The outermost shell of the planet, the crust, is indeed composed of the lightest materials when compared to the deep interior. This arrangement of layers, where density increases toward the center, is a fundamental characteristic of Earth’s structure. Understanding this layered nature requires a look at the concept of density and the distinct chemical makeup of each major layer. This principle of increasing density from the surface inward is a direct result of Earth’s formation process.
Defining Earth’s Layers and Density
Density is a measure of how much mass is contained within a given volume, typically expressed in grams per cubic centimeter. For Earth’s layers, differences in density are primarily driven by the chemical composition of the materials they contain.
The layered structure is a product of planetary differentiation, which occurred early in Earth’s history. As the early planet was largely molten, heavier elements like iron and nickel sank toward the center. Lighter materials, primarily silicate rock, floated to the surface over time.
This separation created the three major compositional layers: the crust, the mantle, and the core. The thin, rocky crust forms the outermost shell, while the thick, silicate mantle lies beneath it. The extremely dense, metallic core occupies the planet’s center.
The Density Gradient: Crust vs. Mantle vs. Core
The arrangement of Earth’s layers exhibits a clear density gradient, with the crust occupying the least dense position. The average density of the crust is relatively low, typically ranging from \(2.7\text{ g/cm}^3\) to \(3.0\text{ g/cm}^3\). This layer is predominantly composed of lighter silicate minerals rich in silicon, oxygen, and aluminum, classified as felsic rock.
Directly beneath the crust is the mantle, which is significantly denser due to its different chemical makeup. The upper portion of the mantle begins with a density of about \(3.3\text{ g/cm}^3\) to \(3.4\text{ g/cm}^3\). This layer is composed of silicates that contain a higher proportion of heavier elements, specifically iron and magnesium. The transition from the crust to the mantle, known as the Mohorovičić discontinuity, represents a sharp jump in density.
Density continues to increase with depth through the mantle, reaching up to \(5.6\text{ g/cm}^3\) in the lower mantle. While pressure compresses the material, the main driver of the density increase is the compositional change to minerals that are more compact and stable. The mantle accounts for a vast majority of the planet’s volume but is still considerably less dense than the core.
The core represents the densest part of the planet. The liquid outer core has an approximate density of \(11.0\text{ g/cm}^3\). The solid inner core is the most compressed and densest region, with values reaching up to \(12.9\text{ g/cm}^3\). This extreme density is a result of the core being almost entirely composed of heavy metals, primarily iron and nickel. The pressure at the planet’s center compresses these metals, creating the highest density materials within Earth’s internal structure.

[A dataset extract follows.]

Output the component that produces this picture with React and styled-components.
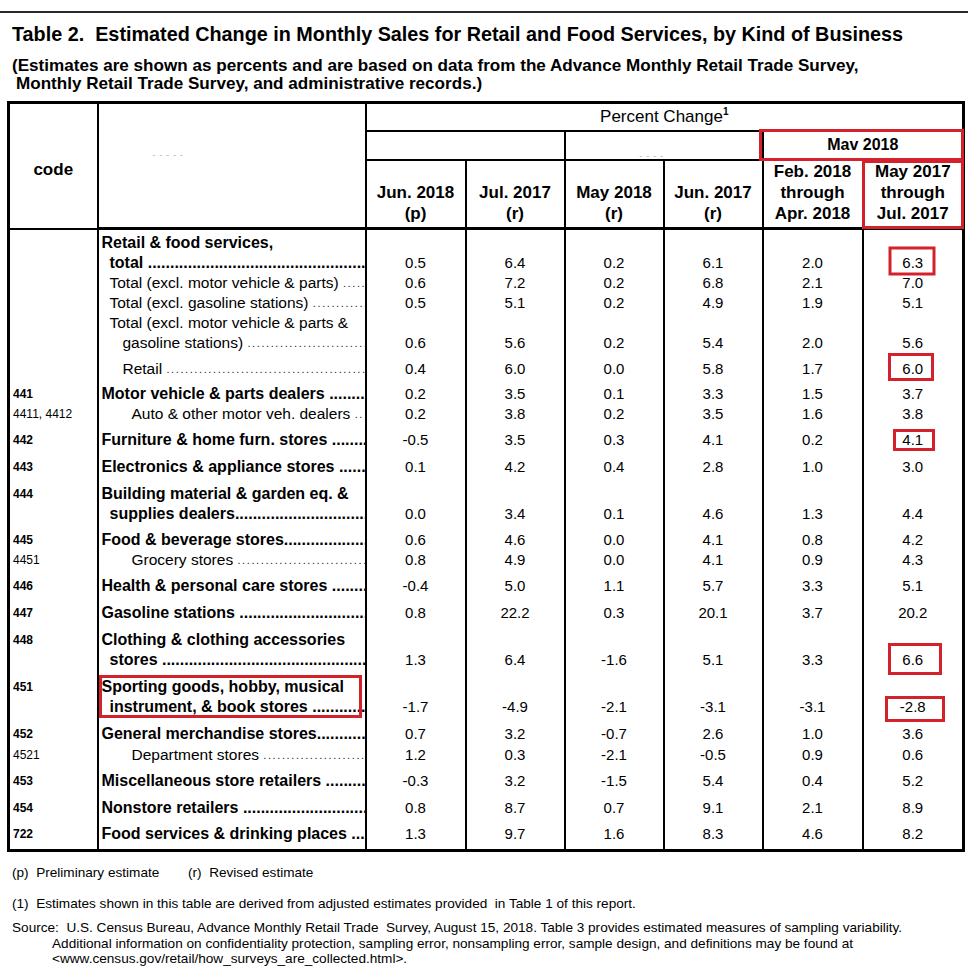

Nuances of the Crust: Oceanic vs. Continental Density
While the crust is the least dense overall, it is not a uniform layer, containing two distinct types with differing densities. Continental crust, which forms the landmasses, is the least dense variety, with an average density of approximately \(2.7\text{ g/cm}^3\). Its felsic composition is rich in lighter elements like silicon and aluminum, forming rocks similar to granite. This material is also quite thick, ranging from \(20\text{ km}\) to \(70\text{ km}\), and its buoyancy allows it to float higher on the underlying mantle.
In contrast, oceanic crust, which underlies the ocean basins, is noticeably denser, averaging about \(3.0\text{ g/cm}^3\). This greater density is due to its mafic composition, containing a higher concentration of heavier elements like iron and magnesium, forming rocks like basalt. Oceanic crust is also much thinner than its continental counterpart, typically only \(5\text{ km}\) to \(10\text{ km}\) thick.
This density variation drives the movement of tectonic plates. When these two types meet at a convergent boundary, the denser oceanic crust sinks beneath the lighter continental crust in a process called subduction. The internal density contrast between continental and oceanic components powers the planet’s surface dynamics.